Covenant Significance

Isaiah 31 exposes Judah’s covenant breach in seeking Egypt rather than the Holy One of Israel, while preserving covenant hope in the Lord’s defense of Zion, call to return, and judgment of Assyria.

Gospel Clarity

The gospel clarity in Isaiah 31 appears in the collapse of every false refuge and the Lord’s promise to defend, rescue, and deliver by His own power. Judah’s instinct to trust Egypt reflects the sinner’s instinct to seek salvation in visible strength rather than in God. But Egypt is human, not God; its horses are flesh, not spirit.
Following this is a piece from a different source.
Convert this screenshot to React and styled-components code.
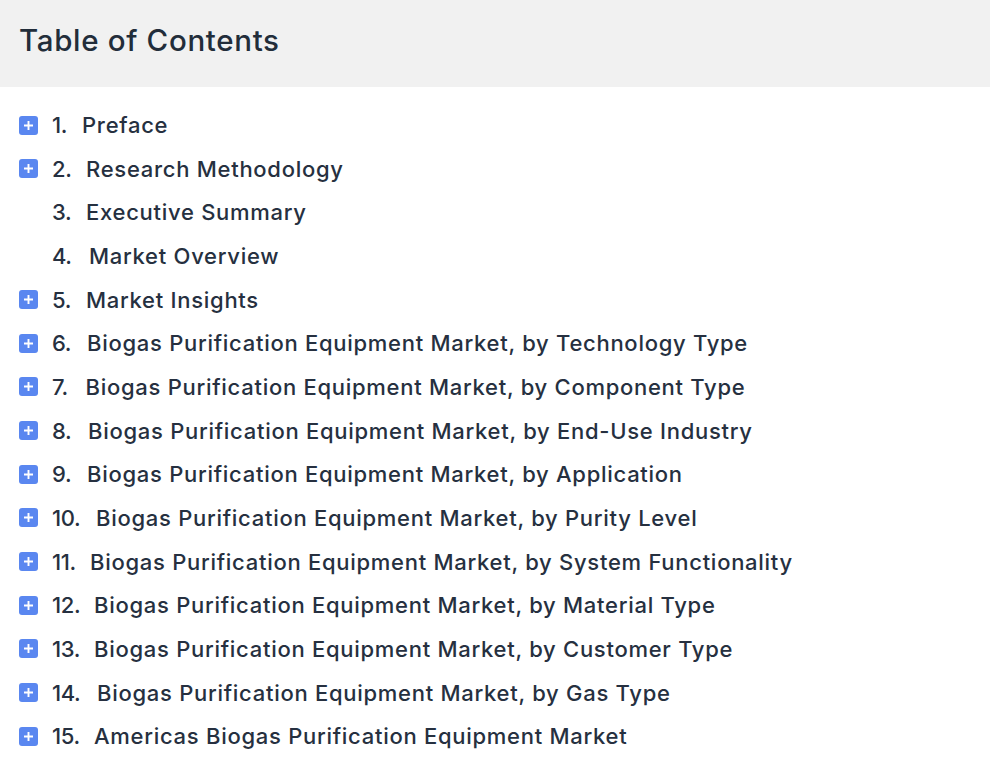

The gospel announces that God Himself has acted in Christ to save those who cannot save themselves, calling them to return from idols and trust the deliverance He provides.

Focus Points

  • False Trust in Visible Power
  • The Holy One of Israel
  • Flesh Versus Spirit
  • Divine Wisdom
  • The Lord’s Defense of Zion
  • Repentance and Idol Rejection
  • Divine Victory Over Assyria
  • The Lord alone is sufficient to defend, deliver, and defeat the enemy His people fear.
  • Human power is flesh, not spirit, and cannot serve as ultimate refuge.
  • The Lord is wise and will act against evil, exposing the folly of unbelieving strategy.
  • The people are commanded to return deeply to the Lord against whom they have rebelled.
  • Idols made by human hands must be cast away as sinful rival trusts.
  • The Lord protects Zion with both fearless power and sheltering care.
  • Assyria falls by divine action, and false helpers collapse under the Lord’s hand.
  • Failure to seek the Holy One is the core theological failure beneath Judah’s political choice.